Whenever you find yourself asking "how do I toe as close to the 'illegal' line as I can without technically going over it?" I think it's time to ask yourself some pretty hard questions.
The GDPR is there to protect your personal/sensitive data, or data that can personally identify you. If has nothing whatsoever to do with data capture from industrial machinary.
I remain astounded how ignorant some people are of basic GDPR principle: protecting your _personal_ data.
Industrial data capture can produce detailed traces of your travel no different than tracking your mobile phone. Some can capture personal details that adtech often can't because the sensor suites are more diverse and operate in different environments. We just don't use it for that.
How is this not your personal data?
Exploitation of these types of data sources has been demonstrated for 15+ years at this point. Abuse is often impractical for technical reasons but GDPR doesn't give you free pass on collecting personal data just because you aren't using it like personal data.
I can live with the tears of Google and Elon, frankly.
The adtech industry has, time and again, proven they cannot self-regulate to any decent capacity. At this point, the only reasonable course of action is to shackle them down with such heavy legislative burdens they're rendered de facto extinct.

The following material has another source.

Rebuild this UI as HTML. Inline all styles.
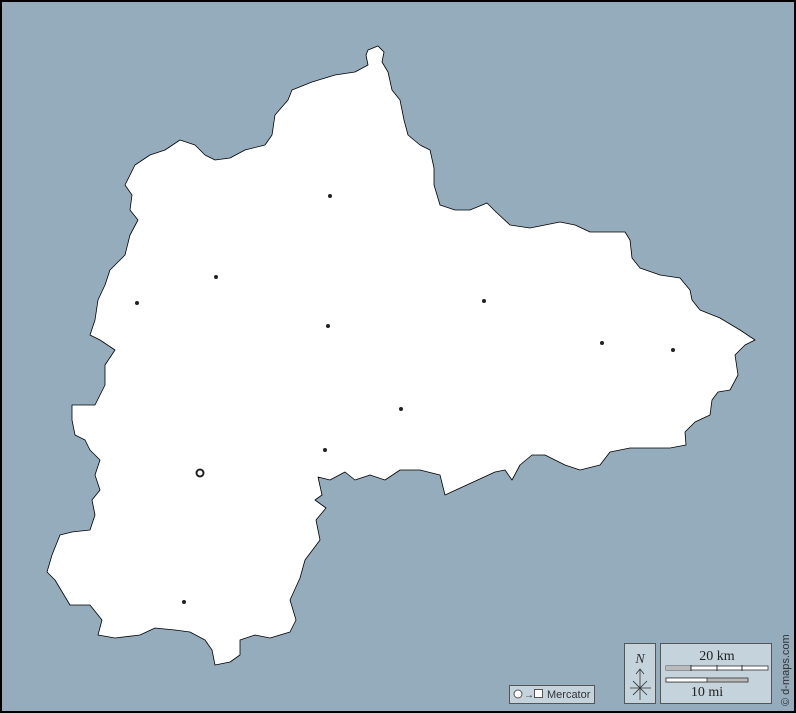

> Missed opportunity by the EU when they wrote GDPR.
Not really.
There are legitimate reasons why I might wish to be tracked or give my personal data to a company. As long as I'm asked to give clear, opt-in informed consent, this is perfectly fine. This is the very essence of the GDPR!
Instead, direct your ire to the scummy adtech industry who are constantly asking to invade my privacy and smell my knickers trying to work out what I ate for lunch. Another law to ban the adtech industry would be welcome from me, though would meet fierce resistance from the likes of Google.
> There are legitimate reasons why I might wish to be tracked or give my personal data to a company. As long as I'm asked to give clear, opt-in informed consent, this is perfectly fine. This is the very essence of the GDPR!
In these cases they don't even need to ask for your permission.
> Instead, direct your ire to the scummy adtech industry who are constantly asking to invade my privacy and smell my knickers trying to work out what I ate for lunch. Another law to ban the adtech industry would be welcome from me, though would meet fierce resistance from the likes of Google.
No, the EU should have done more to prevent this. They didn't want to kill a billions-of-euros industry. But they should have.
With so many attorneys using AI to write their court filings (and many being fined for the AI-generated hallucinations), I suspect there are many stupid attorneys that are already doing this.
I can tell you, just as a lot of developers are using AI and maybe not saying it, a lot of lawyers are using AI right now. The ones I know are all on the Pro $250/mo plans too, since they can afford it.
> when it has has made malware so much more benign to me.
Eh?
Cryptocurrencies have enabled ransomware. Possibly the most nasty malware to hit the internet in terms of damage caused...
This damage has affected services you use (including hospitals, schools, research institutions and local government) even if it hasn't infected one of your boxen directly.